~A Bitter Swallow~

I think I thought-vomited in my brain a little bit...

Thought-Vomit

My brain is constantly mumbling and muttering to itself. Sometimes it screams. Sometimes what it has to say is interesting enough to make note of, or is adamant enough that it must come out. I'll put that stuff here. :)
Tuesday, January 12, 2010

Stress

I've been sitting here under an undue amount of stress lately. I know I shouldn't let that go on, but I'm not really sure how to let go of it. I was reading a blog I follow here, and she was talking about how here "resolution" for this year is to let go. May I mention here that I find this woman incredible in her strength and convictions. Anyway... much of what this gal says hits home, and this did, too. I think some areas of my psyche would greatly benefit from me being able to just let go of some junk. It's like my cluttered house. My brain is so cluttered that I can't maneuver around in there. I need to clean some of that junk out. Yard sale, maybe?

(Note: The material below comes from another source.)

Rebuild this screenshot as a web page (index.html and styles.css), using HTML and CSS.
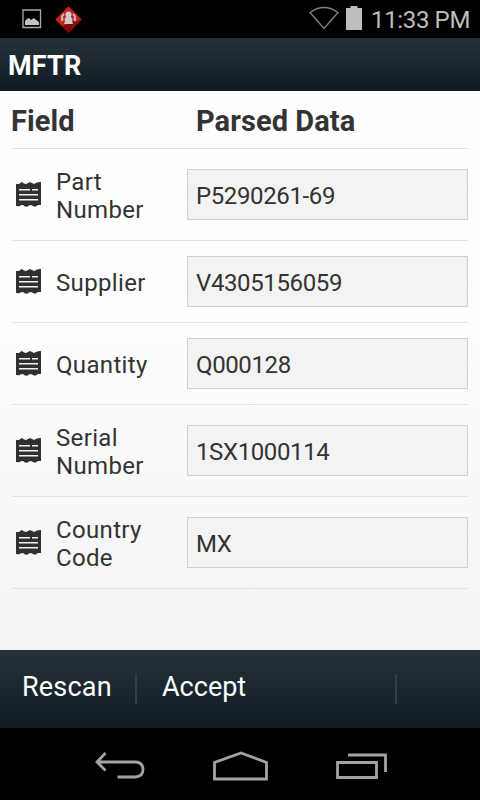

There are things I need to deal with, work on, plain let go of and move on. The problem is, I'm not sure how to do all these things. Which ones do I confront? Which ones do I simply walk away from? And by walking away, am I really letting go, or merely running from them some more? How far should I delve into these things? Am I going to only wind up stirring the pot and hurting myself even more by analyzing some of this crap?

I know I'm being really vauge. I'm not giving much information to work off of here. The truth of the matter is, one of these issues are trust issues, and the fear of others seeing my inner sides. The issues are things I'm not certain I really want made public in this way.

All I know is that the stress is wearing on me, and it's starting to show to those around me. I'm physically and emotionally exhausted. When people ask "What's wrong?", I don't know how to answer. I don't know how to answer it to myself yet.